* What this task involves
From the first line of the listing below, retype each line up to and including the one with "const Divider = ()"; pictures stay out.

───── Stored data ─────

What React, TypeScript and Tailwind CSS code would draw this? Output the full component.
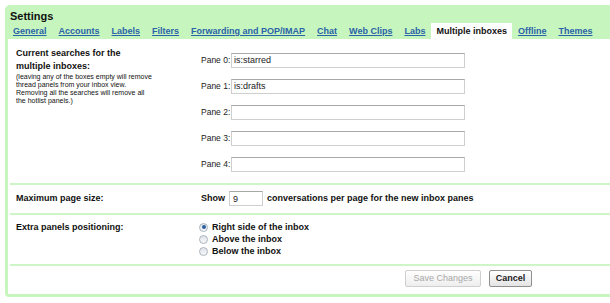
const font = "font-['Liberation_Sans',Arial,sans-serif]";

const tabs = [
  'General',
  'Accounts',
  'Labels',
  'Filters',
  'Forwarding and POP/IMAP',
  'Chat',
  'Web Clips',
  'Labs',
  'Multiple inboxes',
  'Offline',
  'Themes',
];

const panes = ['is:starred', 'is:drafts', '', '', ''];

const Divider = () => <div className="mx-[2px] h-[2px] bg-[#cdf5c6]" />;

const Radio = ({ checked, label }: { checked?: boolean; label: string }) => (
  <div className="flex h-[12px] items-center gap-[4px]">
    <span className="flex h-[9px] w-[9px] items-center justify-center rounded-full border border-[#a9b3bd] bg-gradient-to-b from-[#dfe4ea] to-[#f7f8fa]">
      {checked && <span className="h-[4px] w-[4px] rounded-full bg-[#2d5f9c]" />}
    </span>
    <span className="whitespace-nowrap text-[9px] font-bold leading-[12px] text-[#111]">{label}</span>
  </div>
);

export default function App() {
  return (
    <div className={`h-[303px] w-[610px] overflow-hidden bg-white pl-[5px] pt-[5px] ${font}`}>
      <div className="w-[612px] rounded-tl-[5px] rounded-bl-[4px] bg-[#c6f6be] pb-[3px] pl-[3px] pr-[3px]">
        {/* header */}
        <div className="pl-[2px] pt-[4px]">
          <div className="h-[14px] text-[11px] font-bold leading-[14px] text-[#111]">Settings</div>
          <div className="-ml-[3px] flex h-[16px] items-end whitespace-nowrap">
            {tabs.map((t) =>
              t === 'Multiple inboxes' ? (
                <span key={t} className="h-[16px] bg-white px-[5px] text-[9px] font-bold leading-[17px] text-[#111]">
                  {t}
                </span>
              ) : (
                <span key={t} className="h-[16px] px-[6px] text-[9px] font-bold leading-[17px] text-[#2b62a8] underline">
                  {t}
                </span>
              )
            )}
          </div>
        </div>

        {/* content */}
        <div className="bg-white">
          <div className="flex pb-[6px] pt-[8px]">
            <div className="w-[190px] pl-[8px] text-[#111]">
              <div className="text-[9px] font-bold leading-[13px]">
                Current searches for the
                <br />
                multiple inboxes:
              </div>
              <div className="whitespace-nowrap text-[7px] leading-[8px]">
                (leaving any of the boxes empty will remove
                <br />
                thread panels from your inbox view.
                <br />
                Removing all the searches will remove all
                <br />
                the hotlist panels.)
              </div>
            </div>
            <div className="flex flex-col">
              {panes.map((v, i) => (
                <div key={i} className="flex h-[26px] items-center">
                  <span className="w-[33px] whitespace-nowrap pl-[3px] text-[8.5px] leading-[13px] text-[#222]">Pane {i}:</span>
                  <input
                    readOnly
                    value={v}
                    className="h-[15px] w-[234px] border border-[#cfcfcf] border-t-[#a8a8a8] px-[2px] text-[9px] text-[#222] outline-none"
                  />
                </div>
              ))}
            </div>
          </div>
          <Divider />

          <div className="flex pb-[7px] pt-[6px]">
            <div className="flex w-[190px] items-center pl-[8px] text-[9px] font-bold text-[#111]">Maximum page size:</div>
            <div className="flex items-center whitespace-nowrap pl-[3px] text-[9px] font-bold text-[#111]">
              <span>Show</span>
              <input
                readOnly
                value="9"
                className="mx-[4px] h-[15px] w-[34px] border border-[#cfcfcf] border-t-[#a8a8a8] px-[3px] text-[9px] font-normal text-[#222] outline-none"
              />
              <span>conversations per page for the new inbox panes</span>
            </div>
          </div>
          <Divider />

          <div className="flex pb-[7px] pt-[6px]">
            <div className="w-[190px] pl-[8px] text-[9px] font-bold leading-[12px] text-[#111]">Extra panels positioning:</div>
            <div className="flex flex-col pl-[1px]">
              <Radio checked label="Right side of the inbox" />
              <Radio label="Above the inbox" />
              <Radio label="Below the inbox" />
            </div>
          </div>
          <Divider />

          <div className="flex justify-end gap-[8px] pb-[7px] pr-[82px] pt-[4px]">
            <button className="h-[17px] w-[76px] whitespace-nowrap rounded-[2px] border border-[#cfcfcf] bg-gradient-to-b from-white to-[#eeeeee] text-[9px] leading-[15px] text-[#a8a8a8]">
              Save Changes
            </button>
            <button className="h-[17px] w-[43px] rounded-[2px] border border-[#8f8f8f] bg-gradient-to-b from-white to-[#e4e4e4] text-[9px] font-bold leading-[15px] text-[#222]">
              Cancel
            </button>
          </div>
        </div>
      </div>
    </div>
  );
}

─────

* Result of the exercise
What React, TypeScript and Tailwind CSS code would draw this? Output the full component.
const font = "font-['Liberation_Sans',Arial,sans-serif]";

const tabs = [
  'General',
  'Accounts',
  'Labels',
  'Filters',
  'Forwarding and POP/IMAP',
  'Chat',
  'Web Clips',
  'Labs',
  'Multiple inboxes',
  'Offline',
  'Themes',
];

const panes = ['is:starred', 'is:drafts', '', '', ''];

const Divider = () => <div className="mx-[2px] h-[2px] bg-[#cdf5c6]" />;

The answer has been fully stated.